— What needs to be done —
Collect every line that includes the string "React".

■ ■ ■

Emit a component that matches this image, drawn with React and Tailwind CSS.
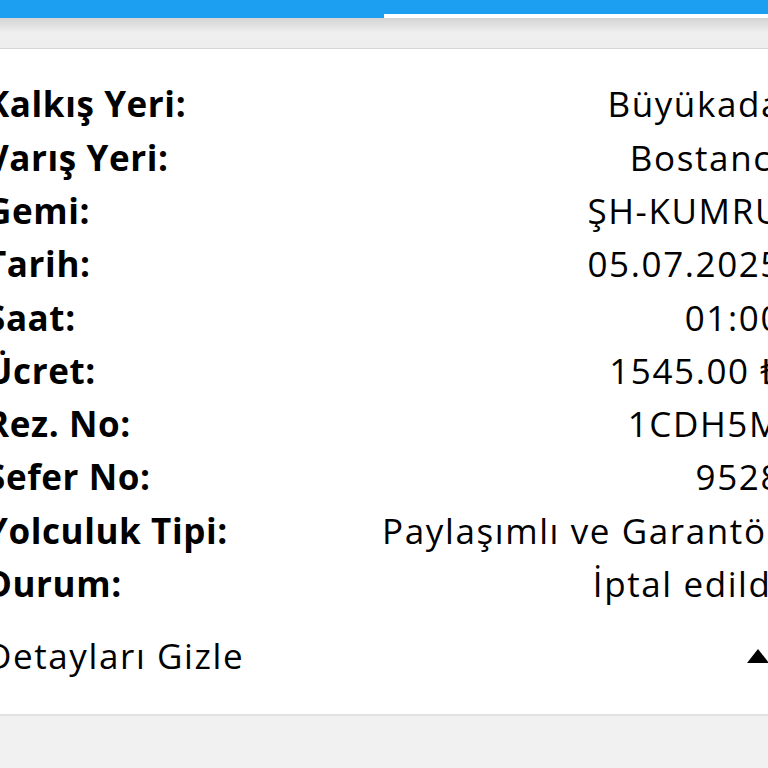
import React from 'react';

const rows = [
  ['Kalkış Yeri:', 'Büyükada'],
  ['Varış Yeri:', 'Bostancı'],
  ['Gemi:', 'ŞH-KUMRU'],
  ['Tarih:', '05.07.2025'],
  ['Saat:', '01:00'],
  ['Ücret:', '1545.00 ₺'],
  ['Rez. No:', '1CDH5M'],
  ['Sefer No:', '9528'],
  ['Yolculuk Tipi:', 'Paylaşımlı ve Garantörlü', true],
  ['Durum:', 'İptal edildi'],
];

export default function App() {
  return (
    <div className="w-[768px] h-[768px] overflow-hidden bg-[#f1f1f1] font-['Open_Sans',sans-serif] text-black">
      {/* top tabs */}
      <div className="flex h-[18px]">
        <div className="w-[384px] bg-[#1c9ff0]" />
        <div className="flex-1 flex flex-col">
          <div className="h-[14px] bg-[#1c9ff0]" />
          <div className="h-[4px] bg-white" />
        </div>
      </div>
      <div className="h-[31px] bg-gradient-to-b from-[#d4d4d4] via-[#efefef] to-[#eeeeee] border-b border-[#d6d6d6]" />

      {/* detail card */}
      <div className="bg-white border-b-2 border-[#e2e2e2] pt-[29px] pb-[31px]">
        <div className="w-[796px] -ml-[14px]">
          {rows.map(([label, value, long]) => (
            <div key={label} className="flex items-center justify-between h-[53.3px] text-[35px] whitespace-nowrap">
              <span className="font-bold tracking-[0.6px]">{label}</span>
              <span className={long ? 'tracking-[1.6px] -mr-[34px]' : 'tracking-[1.6px]'}>{value}</span>
            </div>
          ))}
          <div className="flex items-center justify-between h-[53px] mt-[19px] text-[35px] whitespace-nowrap">
            <span className="tracking-[1.6px]">Detayları Gizle</span>
            <svg width="24" height="16" viewBox="0 0 24 16" className="mr-[12px]">
              <polygon points="12,1 23,15 1,15" fill="#000" />
            </svg>
          </div>
        </div>
      </div>
    </div>
  );
}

■ ■ ■

— Right answer —
Emit a component that matches this image, drawn with React and Tailwind CSS.
import React from 'react';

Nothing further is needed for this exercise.